Audi has never exactly been a purveyor of edgy, obnoxious-looking automobiles, but if you’ve been paying attention to its concepts as of late — particularly the Grandsphere and Activesphere, a little less so the Skysphere — you could pretty much count all the creases on them on one hand. This is intentional, according to Marc Lichte, the head of design at the Ingolstadt-based manufacturer. Aggression is on its way out, and he believes the Russian invasion of Ukraine might’ve played a role in that.

Lichte reflected on Audi’s new design philosophy in a recent interview with Top Gear. When asked what might’ve motivated the change to a “softer, more friendly, less aggressive” style, as he put it, the department head gave a somewhat unexpected answer:

“One reason is there is a war not far away [Ukraine] from here, which has an impact on everybody,” he says. “It’s one reason, I can imagine.

“The second reason is that the potential with this EV platform, especially automated driving, gives up so many opportunities to come up with something different.

“In the past there was always a combustion engine, and then there was a platform. Everything was fixed. And as a designer you thought ‘How can I differentiate from competitors?’

“I don’t like this aggressive styling, honestly speaking. There are so many more opportunities. That’s why designers in general are not focusing on this aggressive design. That’s my interpretation.”

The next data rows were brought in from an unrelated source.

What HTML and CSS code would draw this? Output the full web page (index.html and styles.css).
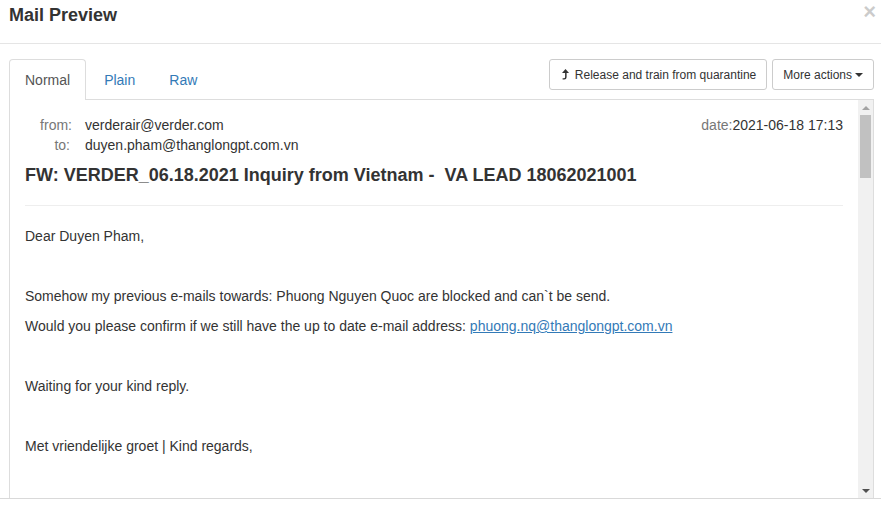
FILE: index.html
```html
<!DOCTYPE html>
<html>
<head>
<meta charset="utf-8">
<title>Mail Preview</title>
<link rel="stylesheet" href="styles.css">
</head>
<body>
<div class="modal">
  <div class="modal-header">
    <h4 class="modal-title">Mail Preview</h4>
    <span class="close">×</span>
  </div>
  <div class="modal-body">
    <div class="toolbar">
      <ul class="nav-tabs">
        <li class="tab active">Normal</li>
        <li class="tab">Plain</li>
        <li class="tab">Raw</li>
      </ul>
      <div class="actions">
        <button class="btn btn-release"><svg class="icon" width="12" height="11" viewBox="0 0 12 11"><path d="M5.5 0 L9 4 L6.6 4 L6.6 8.2 Q6.6 10.6 4.2 10.6 L2.6 10.6 L2.6 9.2 L4 9.2 Q5.1 9.2 5.1 8 L5.1 4 L2 4 Z" fill="#333"/></svg> Release and train from quarantine</button>
        <button class="btn">More actions <span class="caret"></span></button>
      </div>
    </div>
    <div class="frame">
      <div class="mail">
        <div class="meta">
          <div class="addr">
            <span class="label">from:</span><span class="value">verderair@verder.com</span>
            <span class="label label-to">to:</span><span class="value">duyen.pham@thanglongpt.com.vn</span>
          </div>
          <div class="date"><span class="label">date:</span>2021-06-18 17:13</div>
        </div>
        <h4 class="subject">FW: VERDER_06.18.2021 Inquiry from Vietnam - &nbsp;VA LEAD 18062021001</h4>
        <hr class="sep">
        <p>Dear Duyen Pham,</p>
        <p>&nbsp;</p>
        <p>Somehow my previous e-mails towards: Phuong Nguyen Quoc are blocked and can`t be send.</p>
        <p>Would you please confirm if we still have the up to date e-mail address: <a href="#">phuong.nq@thanglongpt.com.vn</a></p>
        <p>&nbsp;</p>
        <p>Waiting for your kind reply.</p>
        <p>&nbsp;</p>
        <p>Met vriendelijke groet | Kind regards,</p>
      </div>
      <div class="scrollbar">
        <div class="sb-btn"><span class="arrow-up"></span></div>
        <div class="sb-track"><div class="sb-thumb"></div></div>
        <div class="sb-btn"><span class="arrow-down"></span></div>
      </div>
    </div>
  </div>
  <div class="modal-footer"></div>
</div>
</body>
</html>
```

FILE: styles.css
```css
* { box-sizing: border-box; }
html, body {
  margin: 0;
  padding: 0;
  background: #fff;
}
body {
  width: 881px;
  height: 506px;
  overflow: hidden;
  font-family: "Liberation Sans", Arial, sans-serif;
  font-size: 14px;
  line-height: 20px;
  color: #333;
}
.modal-header {
  height: 44px;
  padding: 5px 5px 0 9px;
  border-bottom: 1px solid #e5e5e5;
  display: flex;
  justify-content: space-between;
  align-items: flex-start;
}
.modal-title {
  margin: 0;
  font-size: 18px;
  font-weight: bold;
  line-height: 20px;
  color: #333;
}
.close {
  font-size: 22px;
  font-weight: bold;
  line-height: 14px;
  color: #000;
  opacity: 0.2;
}
.modal-body {
  padding: 15px 7px 0 9px;
}
.toolbar {
  display: flex;
  justify-content: space-between;
  align-items: flex-start;
  border-bottom: 1px solid #ddd;
  height: 41px;
}
.nav-tabs {
  list-style: none;
  margin: 0;
  padding: 0;
  display: flex;
}
.tab {
  padding: 10px 15px 10px;
  line-height: 20px;
  margin-right: 2px;
  border: 1px solid transparent;
  border-bottom: none;
  border-radius: 4px 4px 0 0;
  color: #337ab7;
  height: 41px;
}
.tab.active {
  color: #555;
  background: #fff;
  border-color: #ddd;
  height: 41px;
}
.actions {
  display: flex;
  gap: 5px;
}
.btn {
  font-family: "Liberation Sans", Arial, sans-serif;
  font-size: 12px;
  line-height: 18px;
  padding: 5px 10px;
  height: 31px;
  color: #333;
  background: #fff;
  border: 1px solid #ccc;
  border-radius: 3px;
  display: flex;
  align-items: center;
  gap: 3px;
}
.icon {
  display: block;
  margin-top: -1px;
}
.caret {
  display: inline-block;
  width: 0;
  height: 0;
  border-top: 4px solid #333;
  border-left: 4px solid transparent;
  border-right: 4px solid transparent;
  margin-left: 0;
  margin-top: 1px;
}
.frame {
  display: flex;
  height: 398px;
  border-left: 1px solid #ddd;
  border-right: 1px solid #ddd;
}
.mail {
  flex: 1;
  padding: 15px 15px 0;
  overflow: hidden;
}
.meta {
  display: flex;
  justify-content: space-between;
}
.addr {
  display: grid;
  grid-template-columns: 47px auto;
  column-gap: 13px;
}
.label {
  color: #777;
  text-align: right;
}
.label-to {
  padding-right: 2px;
}
.subject {
  margin: 10px 0 20px;
  font-size: 18px;
  font-weight: bold;
  line-height: 20px;
  color: #333;
}
.sep {
  margin: 0 0 20px;
  border: 0;
  border-top: 1px solid #eee;
  height: 0;
}
p {
  margin: 0 0 10px;
}
a {
  color: #337ab7;
  text-decoration: underline;
}
.scrollbar {
  width: 15px;
  background: #f1f1f1;
  display: flex;
  flex-direction: column;
}
.sb-btn {
  height: 15px;
  display: flex;
  align-items: center;
  justify-content: center;
}
.sb-track {
  flex: 1;
  padding: 0 2px;
}
.sb-thumb {
  height: 63px;
  background: #c1c1c1;
}
.arrow-up {
  width: 0;
  height: 0;
  border-bottom: 4px solid #a3a3a3;
  border-left: 4px solid transparent;
  border-right: 4px solid transparent;
}
.arrow-down {
  width: 0;
  height: 0;
  border-top: 4px solid #505050;
  border-left: 4px solid transparent;
  border-right: 4px solid transparent;
}
.modal-footer {
  border-top: 1px solid #d9d9d9;
  height: 8px;
}
```
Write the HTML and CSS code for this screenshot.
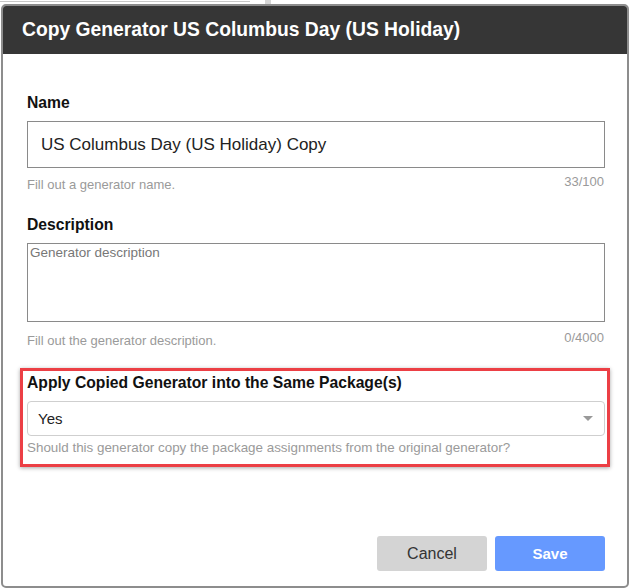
FILE: index.html
```html
<!DOCTYPE html>
<html lang="en">
<head>
    <meta charset="UTF-8">
    <meta name="viewport" content="width=device-width, initial-scale=1.0">
    <title>Copy Generator</title>
    <link rel="stylesheet" href="styles.css">
</head>
<body>
    <!-- page behind the dialog -->
    <div class="backdrop">
        <span class="backdrop-rule"></span>
        <span class="backdrop-tab"></span>
    </div>

    <div class="modal">
        <div class="modal-header">
            <h1>Copy Generator US Columbus Day (US Holiday)</h1>
        </div>

        <form class="modal-body" onsubmit="return false">
            <label class="field-label label-first" for="genName">Name</label>
            <input class="text-input" type="text" id="genName" value="US Columbus Day (US Holiday) Copy">
            <div class="field-meta">
                <span class="hint">Fill out a generator name.</span>
                <span class="counter">33/100</span>
            </div>

            <label class="field-label" for="genDesc">Description</label>
            <textarea class="text-area" id="genDesc" placeholder="Generator description"></textarea>
            <div class="field-meta">
                <span class="hint">Fill out the generator description.</span>
                <span class="counter">0/4000</span>
            </div>

            <div class="field-highlight">
                <label class="field-label">Apply Copied Generator into the Same Package(s)</label>
                <div class="select-box">
                    <span>Yes</span>
                    <span class="caret"></span>
                </div>
                <div class="hint hint-select">Should this generator copy the package assignments from the original generator?</div>
            </div>

            <div class="modal-footer">
                <button type="button" class="btn btn-cancel">Cancel</button>
                <button type="submit" class="btn btn-save">Save</button>
            </div>
        </form>
    </div>
</body>
</html>
```

FILE: styles.css
```css
body {
    margin: 0;
    background-color: #fff;
    font-family: "Liberation Sans", Arial, sans-serif;
    color: #111;
}
.backdrop {
    height: 4px;
    display: flex;
    align-items: flex-start;
}
.backdrop-rule {
    width: 250px;
    height: 1px;
    margin-top: 1px;
    background-color: #c8c8c8;
}
.backdrop-tab {
    width: 6px;
    height: 4px;
    margin-left: 15px;
    background-color: #d6d6d6;
}
.modal {
    margin-left: 1px;
    width: 628px;
    height: 584px;
    border: 2px solid #8d8d8d;
    border-radius: 5px;
    box-sizing: border-box;
    overflow: hidden;
    display: flex;
    flex-direction: column;
    background-color: #fff;
}
.modal-header {
    height: 48px;
    background-color: #363636;
    display: flex;
    align-items: center;
    padding-left: 19px;
}
.modal-header h1 {
    margin: 0;
    color: #fff;
    font-size: 19.3px;
    font-weight: bold;
}
.modal-body {
    flex: 1;
    display: flex;
    flex-direction: column;
    padding: 0 22px 15px 24px;
}
.field-label {
    display: block;
    font-size: 15.7px;
    font-weight: bold;
    line-height: 18px;
    margin-top: 24px;
    color: #111;
}
.label-first {
    margin-top: 40px;
}
.text-input {
    margin-top: 9px;
    height: 47px;
    box-sizing: border-box;
    border: 1px solid #8a8a8a;
    border-radius: 0;
    padding: 0 13px;
    font-family: inherit;
    font-size: 17px;
    color: #222;
    outline: none;
}
.text-area {
    margin-top: 9px;
    height: 79px;
    box-sizing: border-box;
    border: 1px solid #8a8a8a;
    padding: 1px 2px;
    font-family: inherit;
    font-size: 13.5px;
    line-height: 16px;
    resize: none;
    outline: none;
}
.text-area::placeholder {
    color: #777;
}
.field-meta {
    margin-top: 7px;
    display: flex;
    justify-content: space-between;
    align-items: flex-start;
    line-height: 14px;
    font-size: 13px;
}
.text-area + .field-meta {
    margin-top: 9px;
}
.hint {
    color: #9a9a9a;
    font-size: 13px;
    padding-top: 3px;
}
.counter {
    color: #9a9a9a;
    padding-right: 1px;
}
.field-highlight {
    margin: 20px -5px 0 -7px;
    padding: 3px 2px 8px 4px;
    border: 3px solid #ec3f45;
    box-shadow: 0 1px 4px rgba(0, 0, 0, 0.35);
}
.field-highlight .field-label {
    margin-top: 0;
}
.select-box {
    margin-top: 9px;
    height: 35px;
    box-sizing: border-box;
    border: 1px solid #cfcfcf;
    border-radius: 4px;
    padding: 0 11px 0 10px;
    display: flex;
    justify-content: space-between;
    align-items: center;
    font-size: 15px;
    color: #222;
}
.caret {
    width: 0;
    height: 0;
    border-left: 5px solid transparent;
    border-right: 5px solid transparent;
    border-top: 5px solid #999;
}
.hint-select {
    margin-top: 4px;
    padding-top: 0;
    line-height: 16px;
    font-size: 13.4px;
}
.modal-footer {
    margin-top: auto;
    display: flex;
    justify-content: flex-end;
    gap: 8px;
}
.btn {
    width: 110px;
    height: 35px;
    border: none;
    border-radius: 3px;
    font-family: inherit;
    cursor: pointer;
}
.btn-cancel {
    background-color: #d4d4d4;
    color: #333;
    font-size: 16px;
}
.btn-save {
    background-color: #6699ff;
    color: #fff;
    font-size: 15px;
    font-weight: bold;
}
```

We’ve heard from designers time and time again that cars no longer requiring a heavy lump of metal ahead of (or sometimes behind) the driver allows for far more creativity with proportions. We’re not exactly seeing that bear out yet — so far electric pickups look the way pickups always have, rather than Canoo’s idea of a truck — but it’s a slow process.

It’s the other reason Lichte offers that comes as a surprise. At first, acknowledging the war in Ukraine might strike as a little weird. The 20th century was riddled with needless conflict, and cars didn’t put on happier faces after each episode. Plus, Audi’s in a rather privileged position here. When all this began, Herbert Diess — the then-CEO of Audi parent Volkswagen — was mostly concerned with the economic cost of a Russian energy embargo. Oh, grief has a funny way of manifesting sometimes, doesn’t it?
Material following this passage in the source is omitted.